[lit-ideas] Clarity in Poetry

  • From: Eric Yost <mr.eric.yost@xxxxxxxxx>
  • To: lit-ideas@xxxxxxxxxxxxx
  • Date: Sat, 17 Sep 2005 00:40:10 -0400



We seem to be hung up on the word "clear."  Let me start with some
points about poetic clarity.

Poetic clarity is the effect of compressed, integrative verbal
energy. A poem cannot be reduced into its constituent parts or
techniques and still retain its integrity. It cannot be rephrased in
ordinary discourse, paraphrased, abridged, or otherwise tampered
with. I maintain that this poetic effect is clarity because it
cannot be restated in any way that better conveys its essence.
Otherwise it would be another poem, or it would be "writing about
poetry," which is a  secondary form of literature. Such writing
about poetry does not merely lack "poetic qualities." It lacks
poetic essence, just as writing about food lacks nutrition.

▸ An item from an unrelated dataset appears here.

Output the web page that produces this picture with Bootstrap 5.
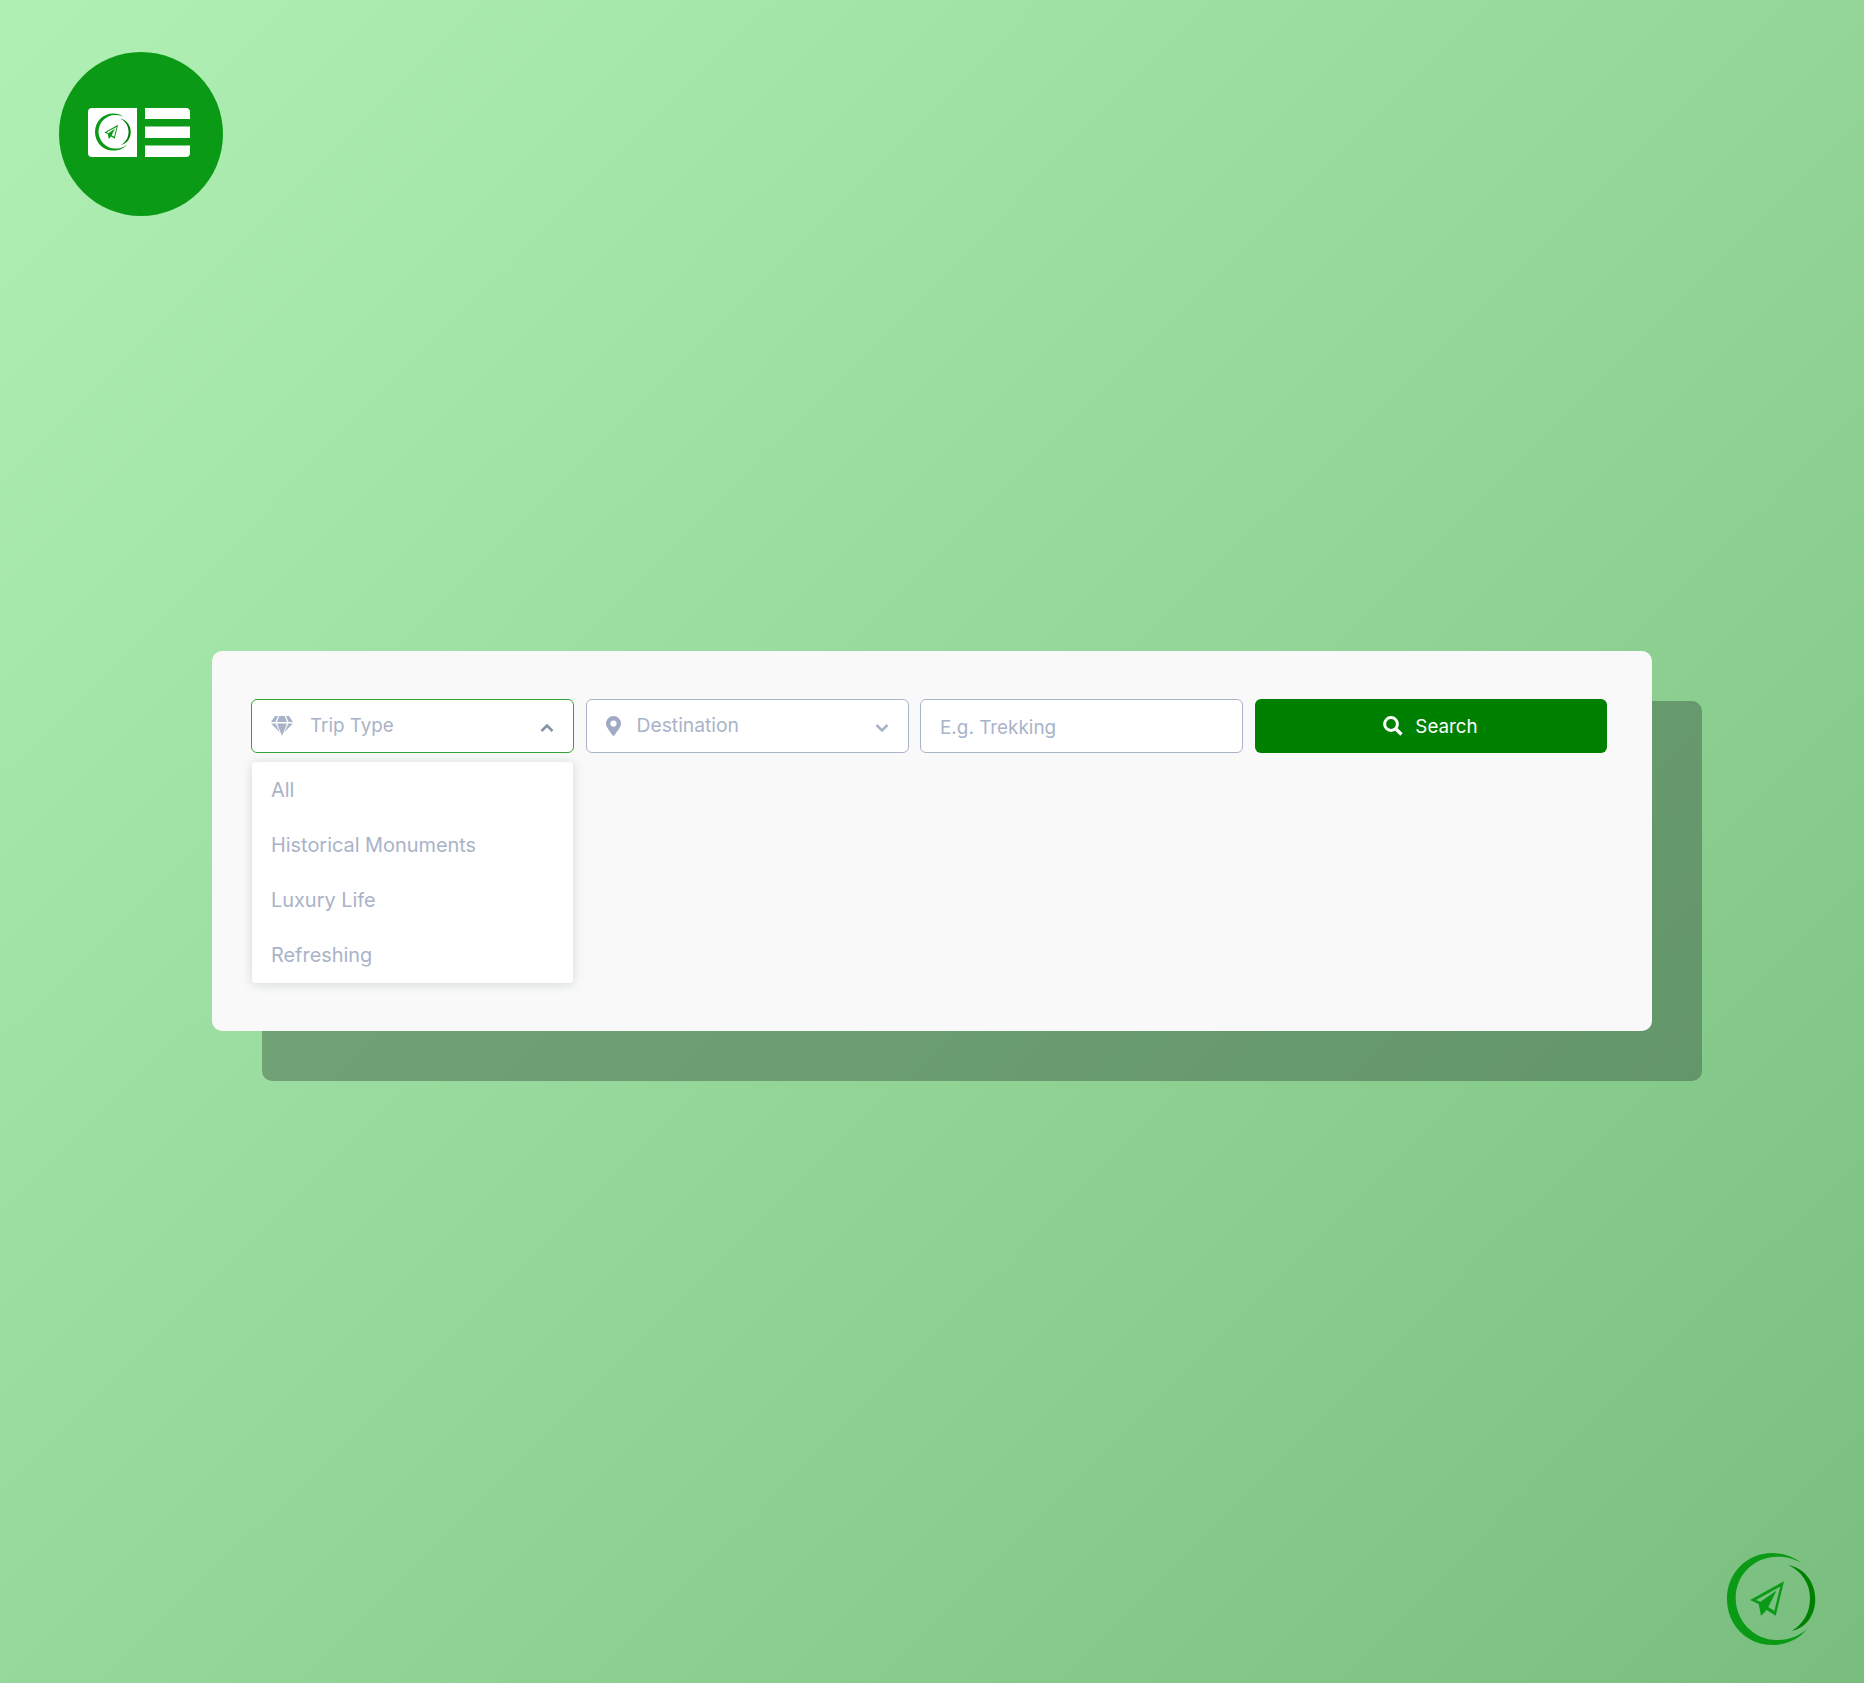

To demand of a poem that it convery "absence of redundant
expression" is to miss the point. Donal recovers this point when he
writes, "A poem may also fulfil its artistic or aethetic functions
by being diffuse rather than focused in meaning, and thus by not
being concise; it is surely possible to use deliberate redundancy
(for example, repetition) in a poem - and this can be done skilfully
without saying the function of the redundancy is therefore concision."

Yes! Deliberate redundancy in a poem may be the most concise
expression of the poetic effect. Diffuse meaning may also be the
most concise expression. It depends on the poem.

My point may become clear by repeating the anecdote and examining
Donal's take on it.

Sibelius played an early recording of his Fourth Symphony to a
critic friend. When it was over, the critic asked, "What does it
mean?" Sibelius held up his index finger and played the recording again.

Donal writes: The demand for further clarification, or "what does it
mean?", is often uncomprehending or a result of lack of
comprehension that cannot easily be alleviated by way of explanation
(that is why Sibelius's explanation is, in effect, 'Just listen
again').

Eric: No, it's more than "just listen again." The meaning of
Sibelius' Fourth Symphony IS Sibelius' Fourth Symphony. No amount of
explanation, Shenkerian analysis, musicological analysis--even if
given by a god of music--could give a clearer meaning of the
Sibelius Fourth. The meaning of Sibelius' Fourth Symphony IS the
Sibelius Fourth Symphony. It is the most clear, concise, thorough
expression of the Sibelius Fourth Symphony.